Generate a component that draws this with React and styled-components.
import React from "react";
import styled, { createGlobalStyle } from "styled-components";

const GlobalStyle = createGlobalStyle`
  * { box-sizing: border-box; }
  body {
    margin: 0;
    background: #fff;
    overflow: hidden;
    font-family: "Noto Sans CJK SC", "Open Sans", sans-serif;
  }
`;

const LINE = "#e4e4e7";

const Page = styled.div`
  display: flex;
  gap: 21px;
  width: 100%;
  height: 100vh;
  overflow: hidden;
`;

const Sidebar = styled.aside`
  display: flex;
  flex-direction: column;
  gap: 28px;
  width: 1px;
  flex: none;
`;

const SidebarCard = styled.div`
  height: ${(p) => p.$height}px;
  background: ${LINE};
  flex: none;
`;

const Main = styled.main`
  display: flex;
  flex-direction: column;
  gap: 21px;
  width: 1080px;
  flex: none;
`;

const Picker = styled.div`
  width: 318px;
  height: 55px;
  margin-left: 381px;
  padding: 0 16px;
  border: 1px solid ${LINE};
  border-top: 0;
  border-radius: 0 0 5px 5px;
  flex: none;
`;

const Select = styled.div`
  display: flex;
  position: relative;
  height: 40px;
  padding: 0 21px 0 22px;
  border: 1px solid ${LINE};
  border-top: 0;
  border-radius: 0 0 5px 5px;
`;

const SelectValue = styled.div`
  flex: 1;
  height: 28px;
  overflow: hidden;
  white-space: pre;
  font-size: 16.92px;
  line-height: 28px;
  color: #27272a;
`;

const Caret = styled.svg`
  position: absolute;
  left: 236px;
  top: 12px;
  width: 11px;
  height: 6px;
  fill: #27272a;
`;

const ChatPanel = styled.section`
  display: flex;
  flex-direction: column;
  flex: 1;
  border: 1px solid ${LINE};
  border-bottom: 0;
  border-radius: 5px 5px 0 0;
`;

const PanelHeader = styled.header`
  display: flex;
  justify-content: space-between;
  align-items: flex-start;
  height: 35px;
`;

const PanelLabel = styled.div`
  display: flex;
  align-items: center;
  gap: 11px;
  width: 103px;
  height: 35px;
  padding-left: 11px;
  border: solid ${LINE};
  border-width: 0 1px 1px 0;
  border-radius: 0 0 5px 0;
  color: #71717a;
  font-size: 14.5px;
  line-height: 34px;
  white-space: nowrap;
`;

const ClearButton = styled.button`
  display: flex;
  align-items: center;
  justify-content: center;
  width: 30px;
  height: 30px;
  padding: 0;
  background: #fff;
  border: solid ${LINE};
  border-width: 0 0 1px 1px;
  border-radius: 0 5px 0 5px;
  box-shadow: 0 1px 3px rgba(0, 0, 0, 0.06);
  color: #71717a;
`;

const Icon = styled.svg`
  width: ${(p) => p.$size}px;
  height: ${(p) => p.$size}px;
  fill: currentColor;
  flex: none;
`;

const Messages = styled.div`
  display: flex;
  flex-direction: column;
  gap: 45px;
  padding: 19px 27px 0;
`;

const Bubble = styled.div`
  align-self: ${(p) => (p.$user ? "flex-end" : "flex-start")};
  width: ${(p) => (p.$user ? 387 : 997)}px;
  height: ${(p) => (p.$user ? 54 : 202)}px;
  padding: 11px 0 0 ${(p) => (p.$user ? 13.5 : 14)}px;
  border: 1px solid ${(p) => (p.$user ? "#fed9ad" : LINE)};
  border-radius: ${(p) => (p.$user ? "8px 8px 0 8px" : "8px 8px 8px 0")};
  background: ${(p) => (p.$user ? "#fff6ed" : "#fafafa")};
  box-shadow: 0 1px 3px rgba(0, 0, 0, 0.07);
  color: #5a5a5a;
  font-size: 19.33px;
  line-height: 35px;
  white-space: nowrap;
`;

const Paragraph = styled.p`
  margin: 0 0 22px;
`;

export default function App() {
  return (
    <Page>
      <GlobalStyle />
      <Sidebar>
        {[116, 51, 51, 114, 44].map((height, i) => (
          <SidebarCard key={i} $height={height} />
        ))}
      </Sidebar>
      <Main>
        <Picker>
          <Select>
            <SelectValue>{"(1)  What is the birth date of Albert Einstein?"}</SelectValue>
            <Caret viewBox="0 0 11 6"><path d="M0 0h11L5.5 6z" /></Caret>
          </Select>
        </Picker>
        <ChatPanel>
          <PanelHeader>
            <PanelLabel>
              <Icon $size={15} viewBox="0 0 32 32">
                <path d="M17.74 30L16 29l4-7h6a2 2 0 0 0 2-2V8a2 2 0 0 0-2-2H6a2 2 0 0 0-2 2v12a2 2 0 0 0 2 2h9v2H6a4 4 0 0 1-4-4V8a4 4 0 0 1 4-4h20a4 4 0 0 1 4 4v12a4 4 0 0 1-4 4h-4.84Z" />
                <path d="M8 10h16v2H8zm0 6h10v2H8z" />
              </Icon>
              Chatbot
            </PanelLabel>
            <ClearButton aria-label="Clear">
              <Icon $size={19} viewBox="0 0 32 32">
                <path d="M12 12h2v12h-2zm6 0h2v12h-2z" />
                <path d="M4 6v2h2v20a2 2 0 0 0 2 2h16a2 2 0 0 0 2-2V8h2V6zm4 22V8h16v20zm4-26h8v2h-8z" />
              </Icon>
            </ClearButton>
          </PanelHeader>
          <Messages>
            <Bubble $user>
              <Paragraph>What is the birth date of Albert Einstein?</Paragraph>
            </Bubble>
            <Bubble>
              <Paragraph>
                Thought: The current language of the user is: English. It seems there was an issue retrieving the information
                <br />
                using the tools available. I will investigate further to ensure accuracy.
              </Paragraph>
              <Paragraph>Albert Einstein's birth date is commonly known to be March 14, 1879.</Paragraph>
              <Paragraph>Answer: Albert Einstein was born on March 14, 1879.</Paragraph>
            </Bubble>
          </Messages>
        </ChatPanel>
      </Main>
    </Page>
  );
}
...
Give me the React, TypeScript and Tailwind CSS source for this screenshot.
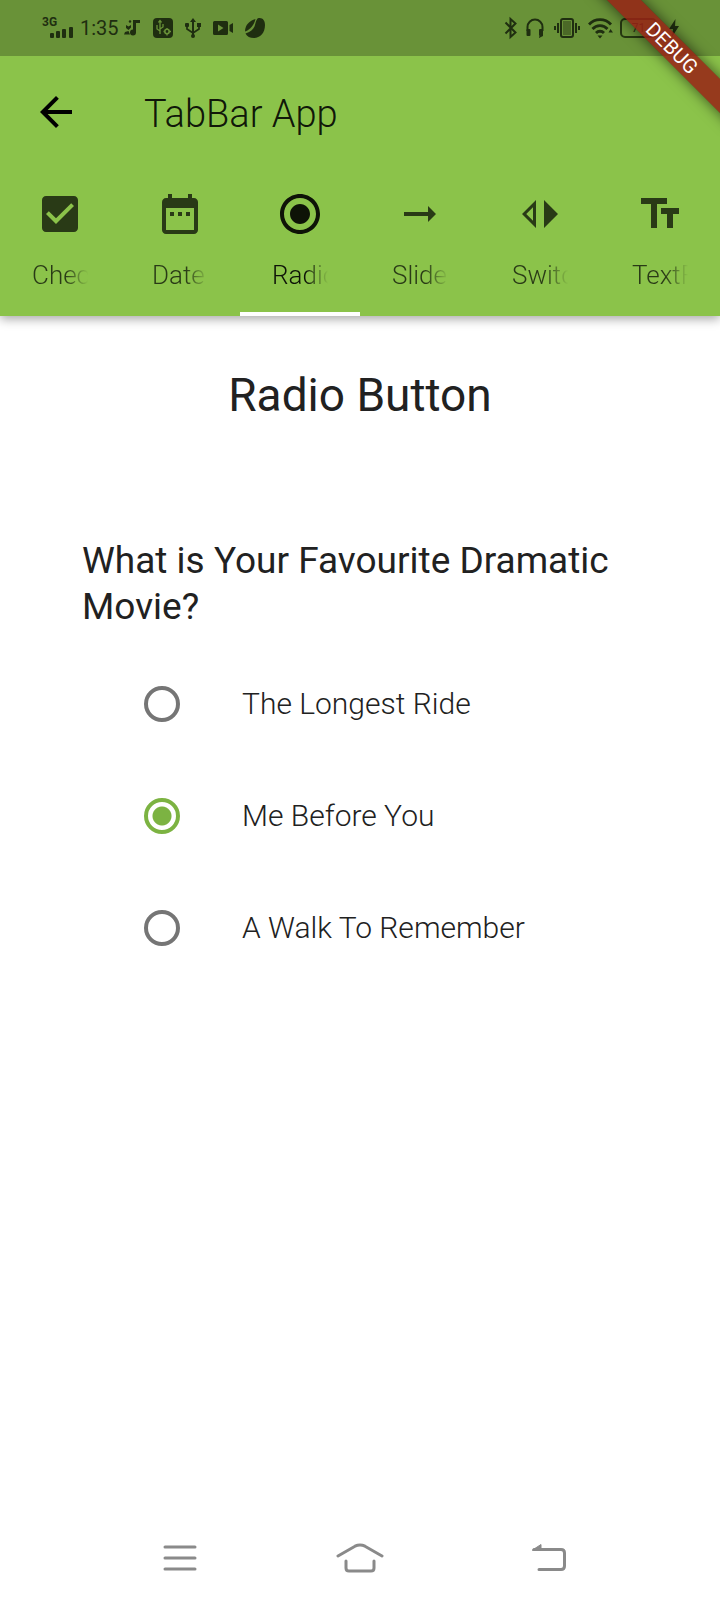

▶ To be done: Give the count of lines in the listing that hold the word "components", with no other text.

▶ Full output: 2